Coup de Coeur Rentrée littéraire 2017 : Summer: un roman entre rêverie poétique et thriller psychologique
« Peut-être est-ce la seule chose qui reste à faire quand on n’a plus si souvenirs ni émotions, retrouver des vestiges, creuser avec ses doigts dans la terre, reconstituer des squelettes, épousseter les fossiles, mais même là, il est probable qu’on ne parvienne jamais à saisir la vie qui les animait, pas même à l’effleurer… »
Je critique assez la littérature française en pestant contre le fait qu’elle a rarement la puissance évocatrice et le lyrisme de son homologue anglo saxonne, que je ne peux que m’emballer lorsque certains romanciers ou romancières marchent sur les traces des plus grands écrivains nord-américains.
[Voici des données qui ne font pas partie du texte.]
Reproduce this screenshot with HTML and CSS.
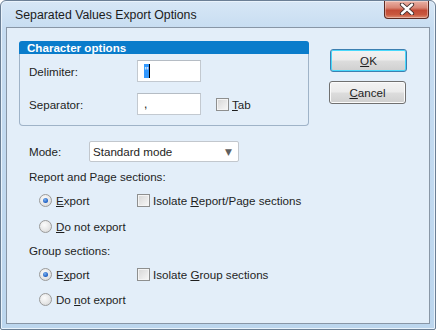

Ainsi dans "Summer", son troisième roman à ce jour et le premier que je lis d’elle, Monica Sabolo, couronnée du prix de flore en 2013 avec son premier roman «Tout cela n'a rien à voir avec moi », nous livre un roman formidable peuplé de fantômes et de mystère, qui m’a énormément fait penser à l’univers d’une Laura Kasischke et notamment d’un de ses romans les plus marquants un oiseau blanc dans le blizzard, que Greg Araki a récemment adapté au cinéma.
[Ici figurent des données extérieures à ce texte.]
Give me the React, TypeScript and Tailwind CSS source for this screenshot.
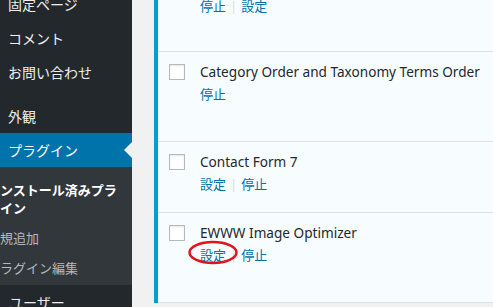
const font = { fontFamily: '"Noto Sans", "Noto Sans CJK JP", sans-serif' }

type Plugin = {
    name: string
    actions: string[]
    tall: boolean
    circled?: boolean
}

const plugins: Plugin[] = [
    { name: 'Category Order and Taxonomy Terms Order', actions: ['停止'], tall: true },
    { name: 'Contact Form 7', actions: ['設定', '停止'], tall: false },
    { name: 'EWWW Image Optimizer', actions: ['設定', '停止'], tall: true, circled: true },
]

function MenuItem({ label, active }: { label: string, active?: boolean }) {
    return (
        <div className={`relative h-[34px] flex items-center pl-[8px] text-[14px] ${active ? 'bg-[#0073aa] text-white' : 'text-[#eeeeee]'}`}>
            {label}
            {active && (
                <span className="absolute right-0 top-1/2 -translate-y-1/2 w-0 h-0 border-y-[8px] border-y-transparent border-r-[8px] border-r-[#f1f1f1]"></span>
            )}
        </div>
    )
}

function Actions({ items, circled }: { items: string[], circled?: boolean }) {
    return (
        <div className="relative flex items-center h-[20px] text-[13px] text-[#0073aa] mt-[3px]">
            {items.map((a, i) => (
                <span key={i} className="flex items-center">
                    {i > 0 && <span className="mx-[4px] text-[#dddddd]">|</span>}
                    {a}
                </span>
            ))}
            {circled && (
                <svg className="absolute left-[-12px] top-[-6px]" width="52" height="25" viewBox="0 0 52 25">
                    <ellipse cx="25" cy="12.5" rx="23.5" ry="10.5" fill="none" stroke="#e0141e" strokeWidth="2.5" />
                </svg>
            )}
        </div>
    )
}

export default function App() {
    return (
        <div className="flex w-[493px] h-[307px] overflow-hidden bg-[#f1f1f1]" style={font}>
            {/* Admin sidebar */}
            <div className="w-[132px] shrink-0 bg-[#23282d]">
                <div className="-mt-[13px]">
                    <MenuItem label="固定ページ" />
                    <MenuItem label="コメント" />
                    <MenuItem label="お問い合わせ" />
                    <div className="h-[10px]"></div>
                    <MenuItem label="外観" />
                    <MenuItem label="プラグイン" active />
                    <div className="bg-[#32373c] pt-[8px] pb-[2px] text-[13px] leading-[18px] overflow-hidden">
                        <div className="py-[6px] -ml-[13px] font-bold text-white whitespace-nowrap">
                            インストール済みプラ<br />グイン
                        </div>
                        <div className="py-[6px] -ml-[13px] text-[#b4b9be] whitespace-nowrap">新規追加</div>
                        <div className="py-[6px] -ml-[13px] text-[#b4b9be] whitespace-nowrap">プラグイン編集</div>
                    </div>
                    <div className="h-[34px] flex items-center pl-[9px] text-[14px] text-[#eeeeee]">ユーザー</div>
                </div>
            </div>

            {/* Plugin list */}
            <div className="flex-1 pl-[22px]">
                <div className="-mt-[38px] bg-[#f7fcfe] border-l-4 border-[#00a0d2]">
                    <div className="h-[90px] border-b border-[#e1e1e1] pl-[42px] pt-[32px]">
                        <Actions items={['停止', '設定']} />
                    </div>
                    {plugins.map((p, i) => (
                        <div key={i} className={`flex border-b border-[#e1e1e1] ${p.tall ? 'h-[90px]' : 'h-[71px]'}`}>
                            <div className="w-[42px] pl-[11px] pt-[12px]">
                                <div className="w-[16px] h-[16px] bg-white border border-[#b4b9be] shadow-[inset_0_1px_2px_rgba(0,0,0,0.1)]"></div>
                            </div>
                            <div className="pt-[10px]">
                                <div className="h-[20px] flex items-center text-[13.6px] text-[#23282d] whitespace-nowrap">{p.name}</div>
                                <Actions items={p.actions} circled={p.circled} />
                            </div>
                        </div>
                    ))}
                </div>
            </div>
        </div>
    )
}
Une jeune fille de 19 ans disparait un jour lors d’un pique-nique au bord du lac Léman laissant dans une grande détresse ses parents et surtout son jeune frère Benjamin, le narrateur du livre qui ne se remettra jamais vraiment de cette disparition, et qui va tenter d’en résoudre les mystères 25 ans après.
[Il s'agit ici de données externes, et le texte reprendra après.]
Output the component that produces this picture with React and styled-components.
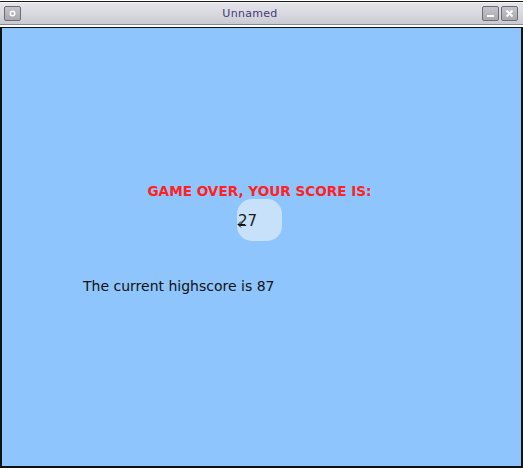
import React from "react";
import styled, { createGlobalStyle } from "styled-components";

const Global = createGlobalStyle`
  html, body { margin: 0; padding: 0; background: #ffffff; }
  body { font-family: "DejaVu Sans", "Liberation Sans", sans-serif; }
`;

const Screen = styled.div`
  width: 523px;
  height: 468px;
  display: flex;
  flex-direction: column;
  box-sizing: border-box;
  padding-top: 1px;
`;

const Window = styled.div`
  flex: 1;
  display: flex;
  flex-direction: column;
  border-top: 1px solid #1a1a1a;
`;

const TitleBar = styled.div`
  height: 21px;
  display: flex;
  align-items: center;
  padding: 0 5px 0 4px;
  gap: 2px;
  background: linear-gradient(#e4e4ea, #d6d6de 60%, #c9c9d1);
  border-bottom: 1px solid #8a8a92;
  border-top: 1px solid #f4f4f6;
`;

const Title = styled.div`
  flex: 1;
  text-align: center;
  font-size: 11px;
  color: #45397e;
  letter-spacing: 0.3px;
  padding-right: 3px;
`;

const WinButton = styled.div`
  width: 17px;
  height: 15px;
  box-sizing: border-box;
  border: 1px solid #6c6c72;
  border-radius: 2px;
  background: linear-gradient(#c4c4ca, #a8a8ae);
  display: flex;
  align-items: center;
  justify-content: center;
`;

const Separator = styled.div`
  height: 2px;
  background: #ffffff;
  border-bottom: 1px solid #111;
`;

const Content = styled.div`
  flex: 1;
  background: #8ec5fc;
  border-left: 2px solid #111;
  border-right: 2px solid #111;
  border-bottom: 2px solid #111;
  display: flex;
  flex-direction: column;
  padding-top: 155px;
`;

const Heading = styled.div`
  text-align: center;
  color: #ff2222;
  font-weight: bold;
  font-size: 13.6px;
  line-height: 16px;
  margin-right: 4px;
`;

const ScoreRow = styled.div`
  display: flex;
  justify-content: center;
  margin-top: 0;
  padding-right: 4px;
`;

const Blob = styled.div`
  position: relative;
  width: 45px;
  height: 42px;
  border-radius: 15px;
  background: #c8e1fb;
  font-size: 15px;
  color: #1a1a1a;
  padding: 14px 0 0 1px;
  box-sizing: border-box;
  line-height: 17px;
`;

const Cursor = styled.svg`
  position: absolute;
  left: 0;
  top: 21px;
`;

const Highscore = styled.div`
  margin-top: 37px;
  padding-left: 81px;
  font-size: 14px;
  color: #111;
  line-height: 17px;
`;

export default function App() {
  return (
    <>
      <Global />
      <Screen>
        <Window>
          <TitleBar>
            <WinButton>
              <svg width="7" height="7" viewBox="0 0 7 7">
                <circle cx="3.5" cy="3.5" r="2.3" fill="none" stroke="#fff" strokeWidth="1.4" />
              </svg>
            </WinButton>
            <Title>Unnamed</Title>
            <WinButton>
              <svg width="9" height="9" viewBox="0 0 9 9">
                <rect x="1" y="6" width="7" height="2" fill="#fff" />
              </svg>
            </WinButton>
            <WinButton>
              <svg width="9" height="9" viewBox="0 0 9 9">
                <path d="M1.5 1.5 L7.5 7.5 M7.5 1.5 L1.5 7.5" stroke="#fff" strokeWidth="2" />
              </svg>
            </WinButton>
          </TitleBar>
          <Separator />
          <Content>
            <Heading>GAME OVER, YOUR SCORE IS:</Heading>
            <ScoreRow>
              <Blob>
                27
                <Cursor width="9" height="9" viewBox="0 0 9 9">
                  <path d="M8 4.5 H1 M4 1.5 L1 4.5 L4 7.5" fill="none" stroke="#111" strokeWidth="1" />
                </Cursor>
              </Blob>
            </ScoreRow>
            <Highscore>The current highscore is 87</Highscore>
          </Content>
        </Window>
      </Screen>
    </>
  );
}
Comme Laura Kasischke , Sabolo prend le pretexte d'une disparition d'un membre d'une famille en apparence ordinaire, pour mettre en mots la montée en puissance de l’étrange et d'une tension d'abord imperceptible puis insubmersible, avant un dénouement qui nous donnera quelques clés d’un secret qui conservera quelques mystères, sans doute perdus quelque part dans les limbes du Lac Léman.
Un Lac Léman qui joue un rôle particulièrement important tant il sert de toile de fond à une intrigue aussi onirique que métaphysique.
« Et tandis que leurs voix aiguës, aux accents de plus en plus désespérés, appelant ma sœur, j’étais resté là, absent à la scène, et à la vie, tandis que montait en moi la certitude que c'était arrivé, ce moment que j'attendais depuis toujours, l'effondrement de cet édifice de papier que constituaient nos existences »
Hanté par ses rêves, et presque englouti par l’ambiance de ce lac aux eaux saumâtres aussi insondable que scintillant Benjamin est perçu comme une sorte de fantôme à peine plus présent que sa sœur disparue, un être rongé par les névroses et les secrets familiaux.
Monica Sabolo nous plonge dans les arcanes psychologiques particulièrement brumeux d’un homme à la recherche d’un passé qui pourrait enfin le faire renaitre à la vie, et si le dénouement ne révèlera pas de twists renversants comme dans un page turner américain ,cette quête intime est particulièrement bouleversante, magnifiée par la plume poétique et envoutante de Monica Sabolo..
Assurément un très grand roman de cette rentrée !!